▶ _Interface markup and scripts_
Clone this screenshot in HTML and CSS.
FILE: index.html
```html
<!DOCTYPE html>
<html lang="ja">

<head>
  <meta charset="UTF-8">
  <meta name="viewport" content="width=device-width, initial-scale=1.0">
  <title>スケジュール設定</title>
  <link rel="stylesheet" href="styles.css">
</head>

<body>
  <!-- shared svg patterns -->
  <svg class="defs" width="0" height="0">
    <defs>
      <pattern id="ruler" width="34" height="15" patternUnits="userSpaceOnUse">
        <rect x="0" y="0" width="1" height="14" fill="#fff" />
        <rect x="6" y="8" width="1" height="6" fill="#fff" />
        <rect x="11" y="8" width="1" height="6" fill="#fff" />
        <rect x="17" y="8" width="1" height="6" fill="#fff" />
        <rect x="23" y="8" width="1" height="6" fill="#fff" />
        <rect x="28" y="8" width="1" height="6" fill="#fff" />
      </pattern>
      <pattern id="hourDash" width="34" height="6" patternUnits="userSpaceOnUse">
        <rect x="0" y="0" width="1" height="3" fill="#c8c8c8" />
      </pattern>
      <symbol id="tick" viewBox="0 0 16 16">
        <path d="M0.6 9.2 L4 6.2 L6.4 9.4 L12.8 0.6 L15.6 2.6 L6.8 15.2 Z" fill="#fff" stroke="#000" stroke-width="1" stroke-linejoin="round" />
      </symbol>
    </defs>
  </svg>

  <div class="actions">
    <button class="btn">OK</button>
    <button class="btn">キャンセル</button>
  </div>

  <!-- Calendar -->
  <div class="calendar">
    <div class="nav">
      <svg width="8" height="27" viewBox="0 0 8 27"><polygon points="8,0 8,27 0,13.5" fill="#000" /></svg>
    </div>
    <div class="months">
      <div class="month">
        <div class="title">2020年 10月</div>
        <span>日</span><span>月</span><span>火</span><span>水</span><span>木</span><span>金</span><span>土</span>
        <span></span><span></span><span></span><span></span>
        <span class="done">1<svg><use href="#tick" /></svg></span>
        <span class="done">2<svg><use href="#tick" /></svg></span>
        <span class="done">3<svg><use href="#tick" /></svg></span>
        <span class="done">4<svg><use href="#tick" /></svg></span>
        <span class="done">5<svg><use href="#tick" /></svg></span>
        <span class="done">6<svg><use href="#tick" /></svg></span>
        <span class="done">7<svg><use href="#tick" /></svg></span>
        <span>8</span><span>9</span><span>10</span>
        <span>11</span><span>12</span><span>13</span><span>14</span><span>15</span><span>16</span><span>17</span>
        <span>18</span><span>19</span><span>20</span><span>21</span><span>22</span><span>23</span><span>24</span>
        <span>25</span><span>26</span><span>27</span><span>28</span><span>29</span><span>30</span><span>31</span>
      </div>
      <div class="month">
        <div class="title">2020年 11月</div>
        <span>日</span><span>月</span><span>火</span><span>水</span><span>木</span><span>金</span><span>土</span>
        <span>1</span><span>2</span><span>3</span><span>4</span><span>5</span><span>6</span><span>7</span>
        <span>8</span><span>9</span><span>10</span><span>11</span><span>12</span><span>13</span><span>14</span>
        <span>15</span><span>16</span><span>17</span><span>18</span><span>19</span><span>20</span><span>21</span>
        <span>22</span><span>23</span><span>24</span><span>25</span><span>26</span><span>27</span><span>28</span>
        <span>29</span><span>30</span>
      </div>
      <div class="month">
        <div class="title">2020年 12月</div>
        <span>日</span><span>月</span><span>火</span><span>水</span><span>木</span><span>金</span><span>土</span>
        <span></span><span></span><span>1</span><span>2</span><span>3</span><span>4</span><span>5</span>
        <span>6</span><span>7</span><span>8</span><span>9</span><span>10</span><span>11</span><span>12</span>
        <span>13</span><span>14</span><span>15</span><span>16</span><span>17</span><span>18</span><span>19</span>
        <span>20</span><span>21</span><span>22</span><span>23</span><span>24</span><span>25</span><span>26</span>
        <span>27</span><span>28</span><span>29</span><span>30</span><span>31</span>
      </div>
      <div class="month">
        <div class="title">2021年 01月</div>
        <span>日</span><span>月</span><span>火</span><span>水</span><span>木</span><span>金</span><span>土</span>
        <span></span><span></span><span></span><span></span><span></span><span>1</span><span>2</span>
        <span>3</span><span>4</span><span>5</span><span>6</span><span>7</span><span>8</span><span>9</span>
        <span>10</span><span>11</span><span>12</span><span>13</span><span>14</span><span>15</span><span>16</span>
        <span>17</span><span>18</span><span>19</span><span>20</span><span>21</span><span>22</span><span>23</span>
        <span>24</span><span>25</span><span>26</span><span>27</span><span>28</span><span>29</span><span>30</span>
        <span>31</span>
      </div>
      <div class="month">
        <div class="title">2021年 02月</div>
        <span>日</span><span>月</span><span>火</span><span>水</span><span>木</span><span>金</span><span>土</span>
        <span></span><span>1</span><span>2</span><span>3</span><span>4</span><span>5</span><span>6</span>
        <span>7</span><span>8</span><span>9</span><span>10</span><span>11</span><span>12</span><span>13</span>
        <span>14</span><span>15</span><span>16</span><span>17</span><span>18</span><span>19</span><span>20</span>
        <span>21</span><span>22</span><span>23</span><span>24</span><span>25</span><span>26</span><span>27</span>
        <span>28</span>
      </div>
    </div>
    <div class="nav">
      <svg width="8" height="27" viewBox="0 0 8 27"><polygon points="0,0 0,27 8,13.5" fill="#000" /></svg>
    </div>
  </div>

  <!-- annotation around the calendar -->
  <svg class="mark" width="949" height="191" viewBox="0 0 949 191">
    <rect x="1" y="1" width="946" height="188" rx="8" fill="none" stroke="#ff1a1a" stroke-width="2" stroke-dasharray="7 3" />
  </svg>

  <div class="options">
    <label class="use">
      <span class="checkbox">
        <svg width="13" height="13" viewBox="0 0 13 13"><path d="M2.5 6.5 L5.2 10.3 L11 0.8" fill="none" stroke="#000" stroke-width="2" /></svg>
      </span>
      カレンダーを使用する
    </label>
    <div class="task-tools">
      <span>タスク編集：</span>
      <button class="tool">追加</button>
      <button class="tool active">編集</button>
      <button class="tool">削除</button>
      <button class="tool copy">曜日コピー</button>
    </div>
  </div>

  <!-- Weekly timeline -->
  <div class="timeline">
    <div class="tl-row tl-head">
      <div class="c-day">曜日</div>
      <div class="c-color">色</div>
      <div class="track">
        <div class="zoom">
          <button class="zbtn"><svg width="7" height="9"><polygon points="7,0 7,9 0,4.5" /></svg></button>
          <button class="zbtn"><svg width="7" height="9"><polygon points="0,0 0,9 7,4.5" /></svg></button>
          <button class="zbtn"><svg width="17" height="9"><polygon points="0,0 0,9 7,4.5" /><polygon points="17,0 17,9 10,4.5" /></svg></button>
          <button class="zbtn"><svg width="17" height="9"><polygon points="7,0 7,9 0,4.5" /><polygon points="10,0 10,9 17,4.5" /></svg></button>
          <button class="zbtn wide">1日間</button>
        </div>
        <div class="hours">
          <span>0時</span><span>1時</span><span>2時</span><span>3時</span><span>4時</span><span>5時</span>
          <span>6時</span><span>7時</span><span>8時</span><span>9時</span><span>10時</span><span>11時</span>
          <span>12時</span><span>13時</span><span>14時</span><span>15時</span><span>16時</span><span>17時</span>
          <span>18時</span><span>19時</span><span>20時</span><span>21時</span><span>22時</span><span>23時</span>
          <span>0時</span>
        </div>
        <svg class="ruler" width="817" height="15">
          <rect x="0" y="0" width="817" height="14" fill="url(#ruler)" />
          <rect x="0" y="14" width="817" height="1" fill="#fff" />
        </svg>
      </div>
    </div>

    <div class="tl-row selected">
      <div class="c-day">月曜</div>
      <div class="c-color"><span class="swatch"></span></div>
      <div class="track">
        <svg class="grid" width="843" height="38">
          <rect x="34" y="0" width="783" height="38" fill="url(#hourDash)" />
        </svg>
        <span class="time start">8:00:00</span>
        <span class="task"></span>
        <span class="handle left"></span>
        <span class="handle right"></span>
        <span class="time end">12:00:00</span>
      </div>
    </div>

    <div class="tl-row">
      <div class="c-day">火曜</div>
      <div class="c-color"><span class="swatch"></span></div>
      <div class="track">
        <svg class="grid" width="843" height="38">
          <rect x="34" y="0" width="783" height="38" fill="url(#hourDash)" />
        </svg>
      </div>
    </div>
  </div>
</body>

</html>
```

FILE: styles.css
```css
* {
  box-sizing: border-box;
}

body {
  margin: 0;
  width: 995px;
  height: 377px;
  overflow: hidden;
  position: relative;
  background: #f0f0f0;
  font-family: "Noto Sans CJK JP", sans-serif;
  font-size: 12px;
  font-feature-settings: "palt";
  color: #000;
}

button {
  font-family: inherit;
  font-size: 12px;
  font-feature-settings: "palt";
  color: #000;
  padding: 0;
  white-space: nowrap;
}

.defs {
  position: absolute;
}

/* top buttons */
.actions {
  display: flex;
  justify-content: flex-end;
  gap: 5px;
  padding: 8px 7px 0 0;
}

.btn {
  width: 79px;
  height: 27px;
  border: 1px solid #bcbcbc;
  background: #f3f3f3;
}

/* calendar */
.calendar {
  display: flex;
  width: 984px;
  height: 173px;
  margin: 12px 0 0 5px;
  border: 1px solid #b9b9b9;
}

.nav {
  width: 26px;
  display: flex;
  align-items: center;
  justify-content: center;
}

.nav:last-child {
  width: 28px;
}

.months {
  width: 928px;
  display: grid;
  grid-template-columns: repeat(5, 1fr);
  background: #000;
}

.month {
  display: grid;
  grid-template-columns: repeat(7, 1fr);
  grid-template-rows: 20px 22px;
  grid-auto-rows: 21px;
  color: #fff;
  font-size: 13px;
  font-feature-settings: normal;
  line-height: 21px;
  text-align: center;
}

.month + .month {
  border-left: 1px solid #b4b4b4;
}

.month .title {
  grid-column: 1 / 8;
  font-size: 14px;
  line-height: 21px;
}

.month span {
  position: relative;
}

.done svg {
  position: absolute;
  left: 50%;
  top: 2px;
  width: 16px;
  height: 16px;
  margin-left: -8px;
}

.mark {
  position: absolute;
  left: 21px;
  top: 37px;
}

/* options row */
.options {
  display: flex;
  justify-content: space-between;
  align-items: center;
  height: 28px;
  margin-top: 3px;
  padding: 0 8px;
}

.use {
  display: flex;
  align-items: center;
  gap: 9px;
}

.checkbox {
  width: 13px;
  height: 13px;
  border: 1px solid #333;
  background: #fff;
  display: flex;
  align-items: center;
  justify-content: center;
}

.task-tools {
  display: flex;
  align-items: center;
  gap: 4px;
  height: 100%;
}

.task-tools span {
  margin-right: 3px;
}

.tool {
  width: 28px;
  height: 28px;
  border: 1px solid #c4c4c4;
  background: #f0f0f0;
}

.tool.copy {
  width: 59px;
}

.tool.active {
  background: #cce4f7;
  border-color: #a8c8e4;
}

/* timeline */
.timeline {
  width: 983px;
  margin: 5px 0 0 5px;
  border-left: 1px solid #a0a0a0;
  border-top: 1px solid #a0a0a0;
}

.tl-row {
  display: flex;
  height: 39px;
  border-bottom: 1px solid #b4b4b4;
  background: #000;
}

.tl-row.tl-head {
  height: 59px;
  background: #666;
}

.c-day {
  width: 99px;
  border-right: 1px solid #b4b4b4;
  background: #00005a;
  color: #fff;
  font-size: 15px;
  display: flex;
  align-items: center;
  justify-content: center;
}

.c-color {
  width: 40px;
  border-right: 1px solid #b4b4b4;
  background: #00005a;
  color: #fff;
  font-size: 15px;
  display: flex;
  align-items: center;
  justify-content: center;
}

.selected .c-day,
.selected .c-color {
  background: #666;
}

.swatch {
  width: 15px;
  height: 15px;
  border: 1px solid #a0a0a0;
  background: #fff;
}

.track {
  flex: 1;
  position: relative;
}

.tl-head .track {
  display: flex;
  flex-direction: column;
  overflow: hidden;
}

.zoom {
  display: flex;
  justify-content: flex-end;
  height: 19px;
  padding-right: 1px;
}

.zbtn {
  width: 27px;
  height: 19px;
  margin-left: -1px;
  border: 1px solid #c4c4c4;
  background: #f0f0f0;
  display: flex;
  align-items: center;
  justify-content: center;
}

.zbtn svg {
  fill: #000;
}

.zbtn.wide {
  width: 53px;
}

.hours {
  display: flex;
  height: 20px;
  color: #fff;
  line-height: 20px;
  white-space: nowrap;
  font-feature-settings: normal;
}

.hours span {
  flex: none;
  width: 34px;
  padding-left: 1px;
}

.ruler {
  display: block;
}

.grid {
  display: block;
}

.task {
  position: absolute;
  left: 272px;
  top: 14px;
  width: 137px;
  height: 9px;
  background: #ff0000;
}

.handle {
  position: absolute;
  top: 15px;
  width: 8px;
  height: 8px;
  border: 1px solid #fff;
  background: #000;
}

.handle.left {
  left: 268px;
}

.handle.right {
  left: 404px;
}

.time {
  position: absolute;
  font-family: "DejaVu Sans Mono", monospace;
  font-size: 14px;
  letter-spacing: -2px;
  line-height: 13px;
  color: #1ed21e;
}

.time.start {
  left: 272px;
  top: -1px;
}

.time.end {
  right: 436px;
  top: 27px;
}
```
...
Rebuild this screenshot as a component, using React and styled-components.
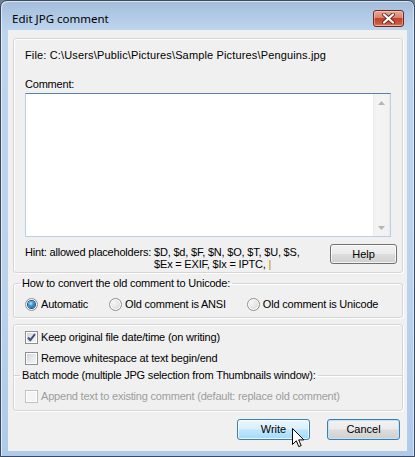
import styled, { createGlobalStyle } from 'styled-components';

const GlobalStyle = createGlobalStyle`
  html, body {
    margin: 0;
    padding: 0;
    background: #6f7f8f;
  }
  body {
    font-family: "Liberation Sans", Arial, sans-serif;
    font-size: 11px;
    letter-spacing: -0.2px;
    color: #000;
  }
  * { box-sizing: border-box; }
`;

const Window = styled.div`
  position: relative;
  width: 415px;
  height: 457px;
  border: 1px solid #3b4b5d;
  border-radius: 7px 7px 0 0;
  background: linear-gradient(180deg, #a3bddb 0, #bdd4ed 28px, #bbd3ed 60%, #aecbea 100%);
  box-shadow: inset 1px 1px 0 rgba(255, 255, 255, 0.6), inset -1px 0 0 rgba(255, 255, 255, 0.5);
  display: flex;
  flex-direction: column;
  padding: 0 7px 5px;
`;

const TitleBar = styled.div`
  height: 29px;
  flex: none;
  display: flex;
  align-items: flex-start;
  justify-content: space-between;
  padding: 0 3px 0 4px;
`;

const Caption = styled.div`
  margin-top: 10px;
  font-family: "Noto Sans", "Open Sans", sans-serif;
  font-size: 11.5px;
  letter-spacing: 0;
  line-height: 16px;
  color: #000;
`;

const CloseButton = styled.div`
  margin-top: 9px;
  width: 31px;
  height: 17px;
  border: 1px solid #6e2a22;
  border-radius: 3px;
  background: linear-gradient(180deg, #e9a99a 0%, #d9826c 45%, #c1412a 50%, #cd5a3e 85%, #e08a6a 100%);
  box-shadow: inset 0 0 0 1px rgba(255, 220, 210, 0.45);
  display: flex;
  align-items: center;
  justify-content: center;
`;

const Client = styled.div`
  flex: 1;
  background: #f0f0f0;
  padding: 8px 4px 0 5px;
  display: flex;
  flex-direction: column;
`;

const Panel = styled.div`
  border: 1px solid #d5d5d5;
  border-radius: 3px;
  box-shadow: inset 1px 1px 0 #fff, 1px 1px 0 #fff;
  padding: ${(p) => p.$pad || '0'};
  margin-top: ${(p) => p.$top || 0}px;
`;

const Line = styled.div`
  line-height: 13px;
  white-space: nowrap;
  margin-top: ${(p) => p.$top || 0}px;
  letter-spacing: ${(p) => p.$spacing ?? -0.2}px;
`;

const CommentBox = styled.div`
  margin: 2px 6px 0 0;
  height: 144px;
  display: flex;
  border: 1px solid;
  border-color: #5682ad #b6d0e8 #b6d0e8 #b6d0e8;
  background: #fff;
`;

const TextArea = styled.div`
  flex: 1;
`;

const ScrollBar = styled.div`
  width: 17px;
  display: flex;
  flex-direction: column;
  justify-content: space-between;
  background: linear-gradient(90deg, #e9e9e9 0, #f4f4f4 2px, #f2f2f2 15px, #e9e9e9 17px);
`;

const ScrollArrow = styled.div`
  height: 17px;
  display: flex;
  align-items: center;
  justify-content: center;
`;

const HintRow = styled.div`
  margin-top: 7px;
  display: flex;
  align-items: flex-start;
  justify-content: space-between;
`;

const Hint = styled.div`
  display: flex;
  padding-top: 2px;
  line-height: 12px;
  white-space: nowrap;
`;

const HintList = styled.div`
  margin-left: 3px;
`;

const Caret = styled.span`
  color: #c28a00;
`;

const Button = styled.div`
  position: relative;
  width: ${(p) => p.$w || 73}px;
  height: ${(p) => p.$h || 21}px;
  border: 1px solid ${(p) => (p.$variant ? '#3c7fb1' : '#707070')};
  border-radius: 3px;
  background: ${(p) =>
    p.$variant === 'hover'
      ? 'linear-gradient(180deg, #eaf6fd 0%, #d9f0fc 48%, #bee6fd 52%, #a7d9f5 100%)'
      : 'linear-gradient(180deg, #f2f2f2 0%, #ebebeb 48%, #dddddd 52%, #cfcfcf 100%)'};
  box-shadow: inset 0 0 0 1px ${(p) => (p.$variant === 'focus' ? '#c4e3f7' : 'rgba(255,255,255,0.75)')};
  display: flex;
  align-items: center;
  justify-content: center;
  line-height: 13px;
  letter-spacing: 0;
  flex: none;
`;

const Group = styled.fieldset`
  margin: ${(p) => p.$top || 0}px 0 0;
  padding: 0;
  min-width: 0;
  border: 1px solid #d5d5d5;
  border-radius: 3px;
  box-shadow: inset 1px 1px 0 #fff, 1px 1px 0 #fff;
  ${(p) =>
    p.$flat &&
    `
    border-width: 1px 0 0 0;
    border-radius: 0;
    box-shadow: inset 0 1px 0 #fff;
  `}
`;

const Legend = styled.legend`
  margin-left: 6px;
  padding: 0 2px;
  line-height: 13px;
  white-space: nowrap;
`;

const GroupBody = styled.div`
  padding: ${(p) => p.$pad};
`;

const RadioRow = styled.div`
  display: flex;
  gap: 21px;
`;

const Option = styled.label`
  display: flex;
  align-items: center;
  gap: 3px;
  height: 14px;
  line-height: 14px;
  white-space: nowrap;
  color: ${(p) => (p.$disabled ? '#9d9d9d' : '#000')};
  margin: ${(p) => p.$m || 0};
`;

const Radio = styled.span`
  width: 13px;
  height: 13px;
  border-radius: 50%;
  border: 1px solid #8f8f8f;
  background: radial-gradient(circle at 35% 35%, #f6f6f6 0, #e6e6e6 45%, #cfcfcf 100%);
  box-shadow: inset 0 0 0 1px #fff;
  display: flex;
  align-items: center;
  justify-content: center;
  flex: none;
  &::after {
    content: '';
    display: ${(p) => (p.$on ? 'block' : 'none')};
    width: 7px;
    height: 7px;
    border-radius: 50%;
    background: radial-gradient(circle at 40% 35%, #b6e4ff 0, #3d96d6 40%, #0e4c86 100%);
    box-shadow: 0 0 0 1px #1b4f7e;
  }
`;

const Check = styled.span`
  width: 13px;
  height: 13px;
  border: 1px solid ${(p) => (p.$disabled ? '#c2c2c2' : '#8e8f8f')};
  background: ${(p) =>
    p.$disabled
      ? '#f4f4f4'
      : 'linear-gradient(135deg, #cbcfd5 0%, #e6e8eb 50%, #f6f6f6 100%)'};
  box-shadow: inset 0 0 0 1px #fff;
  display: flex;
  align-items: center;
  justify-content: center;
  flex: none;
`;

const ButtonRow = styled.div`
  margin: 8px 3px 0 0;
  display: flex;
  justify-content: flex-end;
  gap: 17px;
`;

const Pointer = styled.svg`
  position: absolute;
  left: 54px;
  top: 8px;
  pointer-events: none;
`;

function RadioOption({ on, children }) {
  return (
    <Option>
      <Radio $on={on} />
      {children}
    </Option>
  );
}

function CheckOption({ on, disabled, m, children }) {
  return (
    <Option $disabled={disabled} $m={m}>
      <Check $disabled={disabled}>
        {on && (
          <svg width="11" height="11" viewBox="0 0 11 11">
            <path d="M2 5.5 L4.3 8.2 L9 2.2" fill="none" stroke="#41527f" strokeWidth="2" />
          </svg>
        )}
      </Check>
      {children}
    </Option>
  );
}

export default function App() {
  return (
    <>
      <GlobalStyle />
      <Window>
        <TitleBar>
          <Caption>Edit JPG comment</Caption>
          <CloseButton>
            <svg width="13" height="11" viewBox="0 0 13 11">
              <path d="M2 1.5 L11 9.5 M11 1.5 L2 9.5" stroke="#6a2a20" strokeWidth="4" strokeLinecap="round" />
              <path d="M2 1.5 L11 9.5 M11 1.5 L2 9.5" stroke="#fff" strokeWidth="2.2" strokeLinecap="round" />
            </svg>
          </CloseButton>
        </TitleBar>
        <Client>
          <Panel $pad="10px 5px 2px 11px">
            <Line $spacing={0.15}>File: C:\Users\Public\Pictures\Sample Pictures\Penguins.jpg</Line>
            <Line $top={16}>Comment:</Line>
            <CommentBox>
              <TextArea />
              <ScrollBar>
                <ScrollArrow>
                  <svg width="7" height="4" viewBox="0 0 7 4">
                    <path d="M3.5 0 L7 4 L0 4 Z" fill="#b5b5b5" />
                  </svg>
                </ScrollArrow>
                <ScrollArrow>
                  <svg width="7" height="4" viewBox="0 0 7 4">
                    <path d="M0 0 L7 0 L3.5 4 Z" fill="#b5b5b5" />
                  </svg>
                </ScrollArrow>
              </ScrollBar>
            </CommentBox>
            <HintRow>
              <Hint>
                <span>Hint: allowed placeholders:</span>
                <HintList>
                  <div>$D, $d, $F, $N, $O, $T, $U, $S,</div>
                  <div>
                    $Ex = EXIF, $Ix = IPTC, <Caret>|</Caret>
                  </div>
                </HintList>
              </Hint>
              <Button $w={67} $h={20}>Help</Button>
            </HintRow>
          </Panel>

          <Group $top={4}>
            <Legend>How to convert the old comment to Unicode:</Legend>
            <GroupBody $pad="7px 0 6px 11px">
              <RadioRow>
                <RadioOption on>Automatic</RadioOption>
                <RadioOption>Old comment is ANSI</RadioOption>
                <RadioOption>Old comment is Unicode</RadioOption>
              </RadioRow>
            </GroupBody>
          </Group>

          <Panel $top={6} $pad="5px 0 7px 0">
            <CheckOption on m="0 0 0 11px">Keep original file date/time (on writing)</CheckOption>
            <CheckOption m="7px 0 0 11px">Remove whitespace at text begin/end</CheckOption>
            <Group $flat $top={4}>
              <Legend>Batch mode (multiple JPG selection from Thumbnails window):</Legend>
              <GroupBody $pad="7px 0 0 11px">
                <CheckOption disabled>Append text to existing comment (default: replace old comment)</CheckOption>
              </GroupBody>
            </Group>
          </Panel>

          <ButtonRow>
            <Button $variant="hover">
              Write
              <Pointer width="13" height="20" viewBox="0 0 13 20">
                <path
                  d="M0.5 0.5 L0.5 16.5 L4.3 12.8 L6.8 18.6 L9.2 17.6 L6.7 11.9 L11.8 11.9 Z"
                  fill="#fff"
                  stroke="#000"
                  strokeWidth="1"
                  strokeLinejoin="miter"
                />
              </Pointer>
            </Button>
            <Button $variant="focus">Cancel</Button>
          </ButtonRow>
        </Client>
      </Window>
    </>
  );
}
...
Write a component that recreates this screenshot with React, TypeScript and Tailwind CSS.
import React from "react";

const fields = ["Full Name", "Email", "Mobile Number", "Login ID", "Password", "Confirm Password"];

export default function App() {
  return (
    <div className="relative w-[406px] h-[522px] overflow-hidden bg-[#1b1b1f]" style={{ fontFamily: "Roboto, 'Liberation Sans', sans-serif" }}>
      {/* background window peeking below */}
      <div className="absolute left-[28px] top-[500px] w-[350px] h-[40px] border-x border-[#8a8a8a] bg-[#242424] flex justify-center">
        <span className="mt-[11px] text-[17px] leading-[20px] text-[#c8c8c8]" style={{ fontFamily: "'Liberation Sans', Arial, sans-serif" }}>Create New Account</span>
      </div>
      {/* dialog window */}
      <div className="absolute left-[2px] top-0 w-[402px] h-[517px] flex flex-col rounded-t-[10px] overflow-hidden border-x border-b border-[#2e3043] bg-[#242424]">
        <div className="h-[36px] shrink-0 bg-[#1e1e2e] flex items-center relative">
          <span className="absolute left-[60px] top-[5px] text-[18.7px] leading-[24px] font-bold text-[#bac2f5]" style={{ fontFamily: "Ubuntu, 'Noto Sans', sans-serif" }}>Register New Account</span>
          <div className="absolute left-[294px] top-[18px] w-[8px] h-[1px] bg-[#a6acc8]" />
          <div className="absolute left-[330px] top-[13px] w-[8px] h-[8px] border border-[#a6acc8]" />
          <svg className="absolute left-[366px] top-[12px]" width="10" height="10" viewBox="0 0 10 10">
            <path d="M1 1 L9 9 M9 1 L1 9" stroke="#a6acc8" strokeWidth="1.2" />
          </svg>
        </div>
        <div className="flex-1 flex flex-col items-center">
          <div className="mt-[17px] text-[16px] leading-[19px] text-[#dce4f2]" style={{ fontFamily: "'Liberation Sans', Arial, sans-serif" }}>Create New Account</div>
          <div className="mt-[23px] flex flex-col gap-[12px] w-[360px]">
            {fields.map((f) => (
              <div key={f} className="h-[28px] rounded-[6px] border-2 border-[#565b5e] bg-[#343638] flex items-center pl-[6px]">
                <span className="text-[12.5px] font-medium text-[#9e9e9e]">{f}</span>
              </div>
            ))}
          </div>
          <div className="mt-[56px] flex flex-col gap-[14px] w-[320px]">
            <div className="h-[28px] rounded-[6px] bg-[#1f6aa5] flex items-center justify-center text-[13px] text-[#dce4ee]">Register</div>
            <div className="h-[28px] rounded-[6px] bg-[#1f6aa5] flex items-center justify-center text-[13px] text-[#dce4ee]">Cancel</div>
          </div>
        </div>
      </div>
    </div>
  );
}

▶ _WHAT IS NEEDED_
From the data, pick out every line that includes "this".

▶ _OUTPUT OF THE EXERCISE_
Clone this screenshot in HTML and CSS.
Rebuild this screenshot as a component, using React and styled-components.
Write a component that recreates this screenshot with React, TypeScript and Tailwind CSS.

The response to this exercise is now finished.